Exercise objective: Your task is to give the number of lines in the listing that include "this", and nothing else.

==============================

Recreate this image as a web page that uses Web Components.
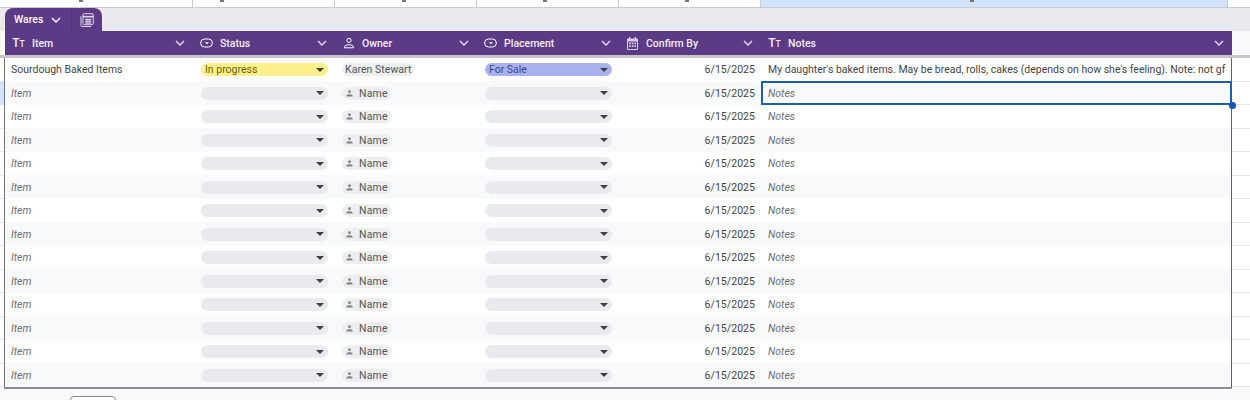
<!DOCTYPE html>
<html lang="en"><head><meta charset="utf-8"><title>Wares</title>
<style>
html,body{margin:0;height:400px;overflow:hidden;background:#f8f9fa;font-family:Roboto,"Liberation Sans",sans-serif}
</style></head><body>
<sheet-app></sheet-app>
<script>
const COLS='188px 142px 142px 142px 142px 471px';
const chev=c=>`<svg width="10" height="6" viewBox="0 0 10 6" fill="none" stroke="${c}" stroke-width="1.4"><path d="M1 1l4 4 4-4"/></svg>`;
const ICONS={
 pill:`<svg width="13" height="10" viewBox="0 0 13 10" fill="none" stroke="#fff" stroke-width="1"><rect x=".6" y="1" width="11.800" height="8" rx="4"/><path d="M5 4.200h4L7 6.200z" fill="#fff" stroke="none"/></svg>`,
 person:`<svg width="12" height="12" viewBox="0 0 12 12" fill="none" stroke="#fff" stroke-width="1"><circle cx="6" cy="3.400" r="2.100"/><path d="M1.600 10.800V9.700c0-1.300 2.400-1.900 4.400-1.900s4.400.6 4.400 1.900v1.100z"/></svg>`,
 cal:`<svg width="11" height="13" viewBox="0 0 11 13"><path fill="#d9cfe8" d="M2 0h1.300v1.500h4.400V0H9v1.500h1A1 1 0 0 1 11 2.500V12a1 1 0 0 1-1 1H1a1 1 0 0 1-1-1V2.500a1 1 0 0 1 1-1h1z"/><path fill="#5b3a86" d="M1 4.500h9v7.500H1z"/><path fill="#d9cfe8" d="M2 5.500h1.700v1.700H2zM4.700 5.500h1.700v1.700H4.700zM7.300 5.500H9v1.700H7.300zM2 8.300h1.700V10H2zM4.700 8.300h1.700V10H4.700zM7.300 8.300H9V10H7.300z"/></svg>`
};

class SheetTab extends HTMLElement{constructor(){super();this.attachShadow({mode:'open'}).innerHTML=`<style>
:host{display:flex;align-items:stretch;height:23px;width:97px;background:#5b3a86;border-radius:8px 8px 0 0;color:#fff;font:500 10.500px Roboto,sans-serif}
.n{display:flex;align-items:center;gap:8px;padding:0 0 0 9px;width:57px;border-right:1px solid #4e3276;box-sizing:content-box}
.i{flex:1;display:flex;align-items:center;justify-content:center}
</style><div class="n"><slot></slot>${chev('#fff')}</div><div class="i">
<svg width="14" height="14" viewBox="0 0 14 14" fill="none" stroke="#dcd4e8" stroke-width="1"><path d="M1 3v9.500a1 1 0 0 0 1 1h9"/><rect x="3" y=".7" width="10.300" height="11" rx="1.200"/><path d="M3 3.700h10.300" stroke-width="1.600"/><path d="M5 6.500h6.400M5 8.300h6.400M5 10h6.400" stroke-width="1.100"/><path d="M7.100 5.500v5.500M9.300 5.500v5.500" stroke-width=".8"/></svg></div>`}}
customElements.define('sheet-tab',SheetTab);

class ColHeader extends HTMLElement{constructor(){super();const t=this.getAttribute('icon');const ic=t==='text'?`<span class="tt"><b>T</b><i>T</i></span>`:ICONS[t];
this.attachShadow({mode:'open'}).innerHTML=`<style>
:host{display:flex;align-items:center;padding:0 8px 0 7px;color:#f3eff8;font:500 10.500px Roboto,sans-serif;min-width:0}
.ic{width:13px;display:flex;justify-content:center;margin-right:7px;flex:none}
.l{flex:1}
.tt{white-space:nowrap;display:flex;align-items:baseline}
.tt b{font-weight:500;font-size:12px}.tt i{font-style:normal;font-size:8.500px;font-weight:500}
</style><span class="ic">${ic}</span><span class="l"><slot></slot></span>${chev('#e6dff0')}`}}
customElements.define('col-header',ColHeader);

class DropChip extends HTMLElement{constructor(){super();this.attachShadow({mode:'open'}).innerHTML=`<style>
:host{display:flex;align-items:center;justify-content:space-between;height:13px;width:127px;border-radius:7px;background:var(--bg,#e8eaed);color:var(--fg,#444);padding:0 4px 0 4px;box-sizing:border-box;font:10.500px Roboto,sans-serif}
i{width:0;height:0;border:4px solid transparent;border-top:4px solid #3c4043;border-bottom:0}
</style><span><slot></slot></span><i></i>`}}
customElements.define('drop-chip',DropChip);

class PersonChip extends HTMLElement{constructor(){super();const e=this.hasAttribute('empty');this.attachShadow({mode:'open'}).innerHTML=`<style>
:host{display:inline-flex;align-items:center;height:13px;border-radius:7px;background:#eceef0;color:#555;padding:0 ${e?4.500:3}px 0 ${e?4:3}px;font:10.500px Roboto,sans-serif;letter-spacing:${e?.2:.05}px;gap:6px}
svg{flex:none}
</style>${e?`<svg width="7" height="7" viewBox="0 0 7 8" fill="#80868b"><circle cx="3.500" cy="2" r="1.600"/><path d="M0 7.500V6.300c0-1 2-1.500 3.500-1.500s3.500.5 3.500 1.500v1.200z"/></svg>`:''}<slot></slot>`}}
customElements.define('person-chip',PersonChip);

class TableRow extends HTMLElement{constructor(){super();this.attachShadow({mode:'open'}).innerHTML=`<style>
:host{display:grid;grid-template-columns:${COLS};height:23.500px;align-items:center;background:#fff;color:#444;font:10.500px Roboto,sans-serif}
:host(:nth-child(even)){background:#f8f9fa}
.c{padding:0 7px 0 6px;white-space:nowrap;overflow:hidden;min-width:0}
.d{text-align:right;padding-right:6px;letter-spacing:.05px}
.chip{display:flex;padding:0 0 0 8px;overflow:visible}
.pp{padding-left:7px;display:flex}
.n{padding:0 0 0 7px}
</style>
<div class="c"><slot name="item"></slot></div>
<div class="c chip"><slot name="status"></slot></div>
<div class="c pp"><slot name="owner"></slot></div>
<div class="c chip"><slot name="place"></slot></div>
<div class="c d"><slot name="date"></slot></div>
<div class="c n"><slot name="notes"></slot></div>`}}
customElements.define('table-row',TableRow);

class PhText extends HTMLElement{constructor(){super();this.attachShadow({mode:'open'}).innerHTML=`<style>:host{font-style:italic;color:#6a6e73}</style><slot></slot>`}}
customElements.define('ph-text',PhText);

class SheetApp extends HTMLElement{constructor(){super();
let rows=`<table-row>
<span slot="item">Sourdough Baked Items</span>
<drop-chip slot="status" style="--bg:#fdf08a;--fg:#6b5f10">In progress</drop-chip>
<person-chip slot="owner">Karen Stewart</person-chip>
<drop-chip slot="place" style="--bg:#aab2ee;--fg:#3d4590">For Sale</drop-chip>
<span slot="date">6/15/2025</span>
<span slot="notes">My daughter's baked items. May be bread, rolls, cakes (depends on how she's feeling). Note: not gf</span>
</table-row>`;
for(let i=0;i<13;i++)rows+=`<table-row>
<ph-text slot="item">Item</ph-text><drop-chip slot="status"></drop-chip>
<person-chip slot="owner" empty>Name</person-chip><drop-chip slot="place"></drop-chip>
<span slot="date">6/15/2025</span><ph-text slot="notes">Notes</ph-text></table-row>`;
this.attachShadow({mode:'open'}).innerHTML=`<style>
:host{display:block;width:1250px;height:400px;position:relative;overflow:hidden;background:#f8f9fa}
.strip{display:grid;grid-template-columns:193px 142px 142px 142px 142px 467px 1fr;height:7px;border-bottom:1px solid #c9ccd0;background:#fff}
.strip div{border-right:1px solid #c9ccd0;position:relative;overflow:hidden}
.strip div.blue{background:#d3e3fd}
.strip u{position:absolute;top:0;left:var(--x);width:4px;height:1.500px;background:#777}
.band{height:23px;background:#e8eaed;padding-left:5px}
.hdr{margin-left:5px;width:1227px;height:24px;display:grid;grid-template-columns:${COLS};background:#5b3a86}
.shadow{height:2.800px;background:#c6c4c9}
.area{display:grid;grid-template-columns:5px 1227px 1fr;height:329px;background:#fff;
 background-image:repeating-linear-gradient(to bottom,#fff 0,#fff 22.500px,#e3e5e8 22.500px,#e3e5e8 23.500px)}
.gut{background:linear-gradient(#fff 23.500px,#d3e3fd 23.500px,#d3e3fd 47px,transparent 47px)}
.tbl{position:relative;box-sizing:border-box;display:block;border-left:1px solid #70757a;border-right:1px solid #5f6368;margin-left:-1px;width:1228px}
.cur{position:absolute;left:756px;top:23.200px;width:471px;height:24px;box-sizing:border-box;border:2px solid #1a5fa8;pointer-events:none}
.dot{position:absolute;right:-6px;bottom:-6px;width:7px;height:7px;border-radius:50%;background:#1155b5}
.end{margin-left:4px;width:1228px;height:2px;background:#8a8d91}
.foot{padding:7.700px 0 0 70px}
.btn{display:block;width:46px;height:20px;box-sizing:border-box;border:1px solid #80868b;border-radius:4px;background:#fff}
</style>
<div class="strip"><div><u style="--x:79px"></u></div><div><u style="--x:27px"></u></div><div><u style="--x:67px"></u></div><div><u style="--x:66px"></u></div><div><u style="--x:66px"></u></div><div class="blue"><u style="--x:209px"></u></div><div style="border:0"></div></div>
<div class="band"><sheet-tab>Wares</sheet-tab></div>
<div class="hdr">
<col-header icon="text">Item</col-header><col-header icon="pill">Status</col-header><col-header icon="person">Owner</col-header><col-header icon="pill">Placement</col-header><col-header icon="cal">Confirm By</col-header><col-header icon="text">Notes</col-header>
</div>
<div class="shadow"></div>
<div class="area"><div class="gut"></div><div class="tbl">${rows}<div class="cur"><div class="dot"></div></div></div><div></div></div>
<div class="end"></div>
<div class="foot"><div class="btn"></div></div>`}}
customElements.define('sheet-app',SheetApp);
</script></body></html>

==============================

Correct result: 9